The Daily Office Lectionary is arranged in such a way that someone who comes to evensong each Wednesday might think the readings skip merrily through the History of Israel and follow the Gospels on quite another plan, but someone who comes occasionally or just once may find it all fortuitous. Sometimes the effect is surreal, as when the late Mordecai Richler attended Evensong some years back: the first reading was from Esther and seemed to have the words ‘Mordecai the Jew’ in every other verse. The fact is that the Offices were not really meant for occasional use, and needs to be followed regularly to be understood, and while the lectionary recognizes that some will attend only on Sundays no one seems to have contemplated the likelihood of a regular Wednesday community. I say all this by way of apology for most of the readings and making one small point.
This evening we heard an episode from the life of Jacob; a lot’s happened since last week, when he stole Esau’s blessing, but I will assume that you can read the whole story yourselves. Preachers usually latch onto the fact that Jacob was a bit of a cad, making some important points about the surprising people God uses in his work of salvation. But Jacob’s complaint to Laban, about his long service reminded me of something which struck me recently about this story, which also shows God working through the unexpected person to an even more important end.
As you may recall, Jacob fled to avoid Esau, who was ticked off over the blessing, and went to his uncle Laban. There he fell in love with Laban’s younger daughter, Rachel, and agreed to work seven years to marry her. At the end Laban tricked Jacob and substituted the older daughter Leah. Genesis tells us that ‘Leah’s eyes were weak, but Rachel was beautiful and lovely … Jacob loved Rachel more than Leah’, and after a further seven years married her as well.
So we are clear: the beautiful sister, loved by her husband and worth fourteen years work, was Rachel; Leah was apparently despised. Rachel is the centre of the story, which for the next couple of chapters tells of the children born to them, and a sort of unseemly competition between them. And in the end Rachel is still the important one, because she is the mother of Joseph, the great hero and saviour of the people, and of the beloved youngest son Benjamin. But that’s not the whole story. Though Jacob hated Leah, God did not; she had many children and was the mother of six of Jacob’s twelve sons, Reuben, Simeon, Levi, Judah, Issachar, and Zebulun. But even though this shows divine favour, in the story, Rachel is still ahead as favourite wife and mother of the best-loved sons. But what recently struck me about this story is one little fact in it which governs the rest of salvation history: Leah was the mother of Judah.
From the tribe of Judah came David the king (while Saul, of the tribe of beloved Benjamin, was rejected). And as the Gospels tell us, from the tribe of Judah and the house of David (by human reckoning) came our Lord Jesus Christ.

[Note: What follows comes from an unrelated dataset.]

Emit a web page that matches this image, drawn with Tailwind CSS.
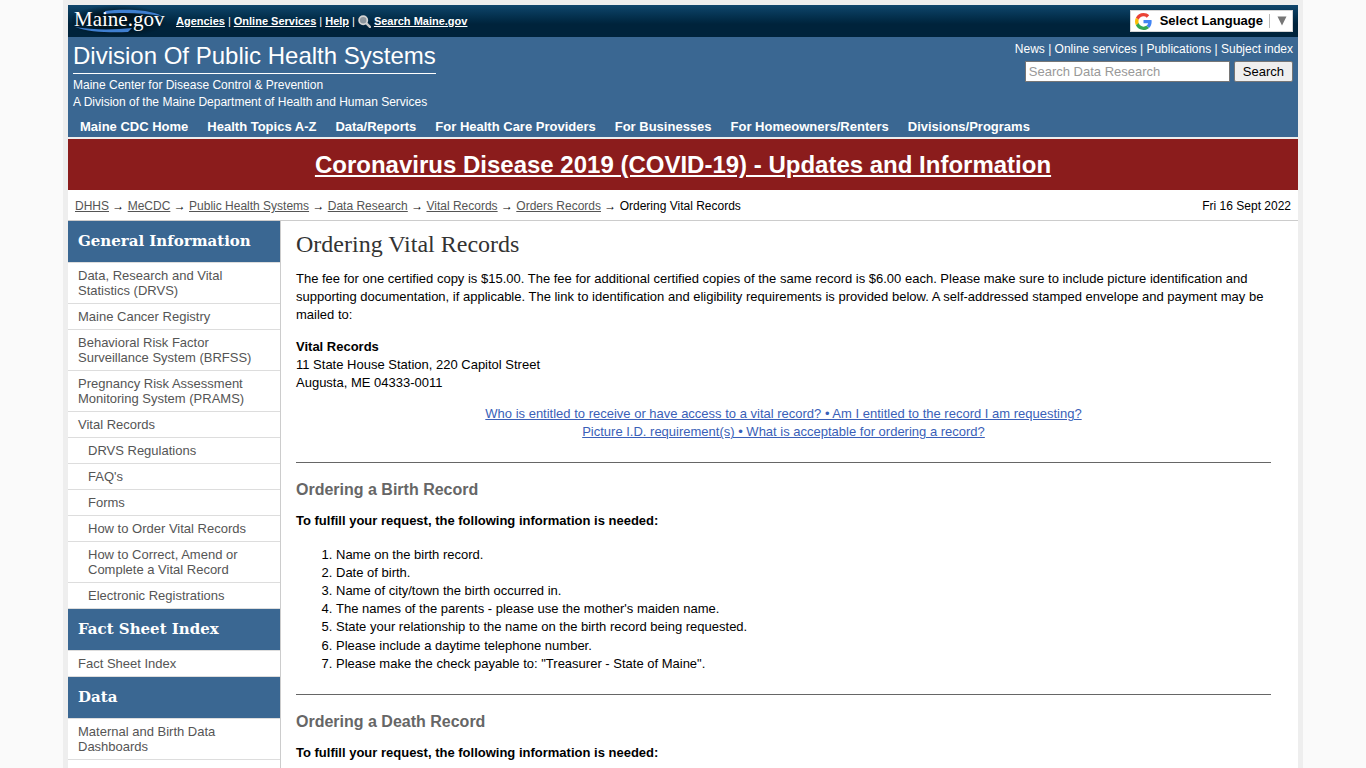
<!DOCTYPE html>
<html lang="en">
<head>
    <meta charset="UTF-8">
    <meta name="viewport" content="width=device-width, initial-scale=1.0">
    <title>Ordering Vital Records | Division Of Public Health Systems</title>
    <script src="https://cdn.jsdelivr.net/npm/@tailwindcss/browser@4"></script>
</head>
<body class="bg-[#fafafa] text-black font-['Liberation_Sans',Arial,sans-serif] text-[13px]">
    <div class="max-w-[1240px] mx-auto border-[5px] border-[#eeeeee] bg-white">

        <!-- Maine.gov bar -->
        <div class="flex items-center justify-between h-8 pl-1 pr-[5px] bg-linear-to-b from-[#10466c] to-[#00233b] to-60% text-white">
            <div class="flex items-center gap-2">
                <a href="#" aria-label="Maine.gov">
                    <svg class="w-24 h-8" viewBox="0 0 96 32">
                        <defs>
                            <radialGradient id="glow"><stop offset="0.5" stop-color="#001420"/><stop offset="1" stop-color="#001420" stop-opacity="0"/></radialGradient>
                        </defs>
                        <ellipse cx="46" cy="16" rx="50" ry="16" fill="url(#glow)"/>
                        <path d="M33 6 C50 4 76 4 90 11 C72 8 50 7 33 9 Z" fill="#3f7fd0"/>
                        <path d="M3 22 C20 25 42 25 60 23 L56 27 C38 28 16 27 3 22 Z" fill="#3f7fd0"/>
                        <text x="2" y="21" fill="#fff" font-family="Liberation Serif, serif" font-size="21">Maine.gov</text>
                    </svg>
                </a>
                <div class="flex items-center gap-[3px] text-[11px] font-bold">
                    <a href="#" class="underline">Agencies</a>
                    <span class="font-normal">|</span>
                    <a href="#" class="underline">Online Services</a>
                    <span class="font-normal">|</span>
                    <a href="#" class="underline">Help</a>
                    <span class="font-normal">|</span>
                    <svg class="w-[13px] h-[13px]" viewBox="0 0 12 12" fill="none">
                        <path d="M8 8 L11 11" stroke="#c8c8c8" stroke-width="2.2" stroke-linecap="round"/>
                        <circle cx="4.8" cy="4.8" r="3.8" fill="#8b959d" stroke="#d4d4d4" stroke-width="1.6"/>
                    </svg>
                    <a href="#" class="underline">Search Maine.gov</a>
                </div>
            </div>
            <button type="button" class="flex items-center h-[22px] bg-white text-black font-bold border border-[#d5d5d5] px-1">
                <svg class="w-[17px] h-[17px] mr-2" viewBox="0 0 48 48">
                    <path fill="#EA4335" d="M24 9.5c3.54 0 6.71 1.22 9.21 3.6l6.85-6.85C35.9 2.38 30.47 0 24 0 14.62 0 6.51 5.38 2.56 13.22l7.98 6.19C12.43 13.72 17.74 9.5 24 9.5z"/>
                    <path fill="#4285F4" d="M46.98 24.55c0-1.57-.15-3.09-.38-4.55H24v9.02h12.94c-.58 2.96-2.26 5.48-4.78 7.18l7.73 6c4.51-4.18 7.09-10.36 7.09-17.65z"/>
                    <path fill="#FBBC05" d="M10.53 28.59c-.48-1.45-.76-2.99-.76-4.59s.27-3.14.76-4.59l-7.98-6.19C.92 16.46 0 20.12 0 24c0 3.88.92 7.54 2.56 10.78l7.97-6.19z"/>
                    <path fill="#34A853" d="M24 48c6.48 0 11.93-2.13 15.89-5.81l-7.73-6c-2.15 1.45-4.92 2.3-8.16 2.3-6.26 0-11.57-4.22-13.47-9.91l-7.98 6.19C6.51 42.62 14.62 48 24 48z"/>
                </svg>
                <span>Select Language</span>
                <span class="h-3.5 w-px bg-[#bbbbbb] mx-1.5"></span>
                <svg class="w-3 h-3" viewBox="0 0 12 12"><path d="M1.5 1.5 H10.5 L6 10.5 Z" fill="#767676"/></svg>
            </button>
        </div>

        <!-- Division header -->
        <header class="bg-[#3a6792] text-white flex flex-col">
            <div class="flex justify-between px-[5px]">
                <div class="text-xs leading-[17px]">
                    <a href="#" class="inline-block text-2xl leading-[34px] pt-0.5 border-b border-white mb-[3px]">Division Of Public Health Systems</a>
                    <div>Maine Center for Disease Control &amp; Prevention</div>
                    <div>A Division of the Maine Department of Health and Human Services</div>
                </div>
                <div class="pt-1 text-xs leading-4">
                    <div class="text-right">
                        <a href="#">News</a> | <a href="#">Online services</a> | <a href="#">Publications</a> | <a href="#">Subject index</a>
                    </div>
                    <form class="flex justify-end gap-1 mt-1 text-[13px]">
                        <input type="text" aria-label="Search Data Research" placeholder="Search Data Research" class="w-[205px] h-[21px] px-[3px] bg-white text-black border border-[#767676] placeholder:text-[#999999]">
                        <button type="submit" class="h-[21px] px-2 bg-[#efefef] text-black border border-[#767676] rounded-xs">Search</button>
                    </form>
                </div>
            </div>
            <nav class="flex gap-[19px] pl-3 pt-2 pb-0.5 font-bold leading-4">
                <a href="#">Maine CDC Home</a>
                <a href="#">Health Topics A-Z</a>
                <a href="#">Data/Reports</a>
                <a href="#">For Health Care Providers</a>
                <a href="#">For Businesses</a>
                <a href="#">For Homeowners/Renters</a>
                <a href="#">Divisions/Programs</a>
            </nav>
        </header>

        <div class="bg-[#8b1c1c] text-white text-center text-2xl font-bold leading-[51px] border-t-2 border-[#eeeeee]">
            <a href="#" class="underline">Coronavirus Disease 2019 (COVID-19) - Updates and Information</a>
        </div>

        <!-- Breadcrumbs -->
        <div class="flex justify-between px-[7px] pt-0.5 text-xs leading-7 border-b border-[#cccccc]">
            <div>
                <a href="#" class="underline text-[#555555]">DHHS</a> →
                <a href="#" class="underline text-[#555555]">MeCDC</a> →
                <a href="#" class="underline text-[#555555]">Public Health Systems</a> →
                <a href="#" class="underline text-[#555555]">Data Research</a> →
                <a href="#" class="underline text-[#555555]">Vital Records</a> →
                <a href="#" class="underline text-[#555555]">Orders Records</a> →
                Ordering Vital Records
            </div>
            <span>Fri 16 Sept 2022</span>
        </div>

        <div class="flex">
            <!-- Side menu -->
            <nav class="w-[213px] shrink-0 border-r border-[#cccccc] text-[#555555] leading-[15px]">
                <h2 class="bg-[#3a6792] text-white font-['DejaVu_Serif',serif] font-bold text-[15px] leading-[41px] px-2.5 border-b border-[#dddddd]">General Information</h2>
                <ul>
                    <li class="border-b border-[#dddddd]"><a href="#" class="block py-[5px] px-2.5">Data, Research and Vital Statistics (DRVS)</a></li>
                    <li class="border-b border-[#dddddd]"><a href="#" class="block py-[5px] px-2.5">Maine Cancer Registry</a></li>
                    <li class="border-b border-[#dddddd]"><a href="#" class="block py-[5px] px-2.5">Behavioral Risk Factor Surveillance System (BRFSS)</a></li>
                    <li class="border-b border-[#dddddd]"><a href="#" class="block py-[5px] px-2.5">Pregnancy Risk Assessment Monitoring System (PRAMS)</a></li>
                    <li class="border-b border-[#dddddd]"><a href="#" class="block py-[5px] px-2.5">Vital Records</a></li>
                    <li class="border-b border-[#dddddd]"><a href="#" class="block py-[5px] px-5">DRVS Regulations</a></li>
                    <li class="border-b border-[#dddddd]"><a href="#" class="block py-[5px] px-5">FAQ's</a></li>
                    <li class="border-b border-[#dddddd]"><a href="#" class="block py-[5px] px-5">Forms</a></li>
                    <li class="border-b border-[#dddddd]"><a href="#" class="block py-[5px] px-5">How to Order Vital Records</a></li>
                    <li class="border-b border-[#dddddd]"><a href="#" class="block py-[5px] px-5">How to Correct, Amend or Complete a Vital Record</a></li>
                    <li class="border-b border-[#dddddd]"><a href="#" class="block py-[5px] px-5">Electronic Registrations</a></li>
                </ul>
                <h2 class="bg-[#3a6792] text-white font-['DejaVu_Serif',serif] font-bold text-[15px] leading-[41px] px-2.5 border-b border-[#dddddd]">Fact Sheet Index</h2>
                <ul>
                    <li class="border-b border-[#dddddd]"><a href="#" class="block py-[5px] px-2.5">Fact Sheet Index</a></li>
                </ul>
                <h2 class="bg-[#3a6792] text-white font-['DejaVu_Serif',serif] font-bold text-[15px] leading-[41px] px-2.5 border-b border-[#dddddd]">Data</h2>
                <ul>
                    <li class="border-b border-[#dddddd]"><a href="#" class="block py-[5px] px-2.5">Maternal and Birth Data Dashboards</a></li>
                    <li class="border-b border-[#dddddd]"><a href="#" class="block py-[5px] px-2.5">Death Data Dashboards</a></li>
                </ul>
            </nav>

            <!-- Content -->
            <main class="flex-1 pl-[15px] pr-[27px] leading-[1.4]">
                <h1 class="font-['Liberation_Serif',serif] text-2xl leading-7 text-[#333333] mt-[9px] mb-3">Ordering Vital Records</h1>
                <p class="mb-[13px]">The fee for one certified copy is $15.00. The fee for additional certified copies of the same record is $6.00 each. Please make sure to include picture identification and supporting documentation, if applicable. The link to identification and eligibility requirements is provided below. A self-addressed stamped envelope and payment may be mailed to:</p>
                <p class="mb-[13px]"><strong>Vital Records</strong><br>11 State House Station, 220 Capitol Street<br>Augusta, ME 04333-0011</p>
                <p class="mb-5 text-center text-[#3a5fb8]">
                    <a href="#" class="underline">Who is entitled to receive or have access to a vital record? • Am I entitled to the record I am requesting?</a><br>
                    <a href="#" class="underline">Picture I.D. requirement(s) • What is acceptable for ordering a record?</a>
                </p>
                <hr class="border-[#666666] mb-[17px]">
                <h2 class="text-base leading-5 font-bold text-[#666666] mb-3">Ordering a Birth Record</h2>
                <p class="font-bold mb-4">To fulfill your request, the following information is needed:</p>
                <ol class="list-decimal pl-10 mb-[21px]">
                    <li>Name on the birth record.</li>
                    <li>Date of birth.</li>
                    <li>Name of city/town the birth occurred in.</li>
                    <li>The names of the parents - please use the mother's maiden name.</li>
                    <li>State your relationship to the name on the birth record being requested.</li>
                    <li>Please include a daytime telephone number.</li>
                    <li>Please make the check payable to: "Treasurer - State of Maine".</li>
                </ol>
                <hr class="border-[#666666] mb-[17px]">
                <h2 class="text-base leading-5 font-bold text-[#666666] mb-3">Ordering a Death Record</h2>
                <p class="font-bold mb-4">To fulfill your request, the following information is needed:</p>
            </main>
        </div>
    </div>
</body>
</html>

So the main story of salvation hangs on Leah, the unexpected, the unloved. So the words of the Gospel are true of Leah as they are and because they are about Jesus, her descendant: The very stone which the builders rejected has become the head of the corner. All through Scripture God chooses the one he wants, whether or not we would choose likewise; this is only one example. God’s choice is mysterious, and it knocks any chance anyone has of saying, if I am chosen it must show how good I am. In fact, the chosen instruments usually don’t know they’re chosen any more than Leah did.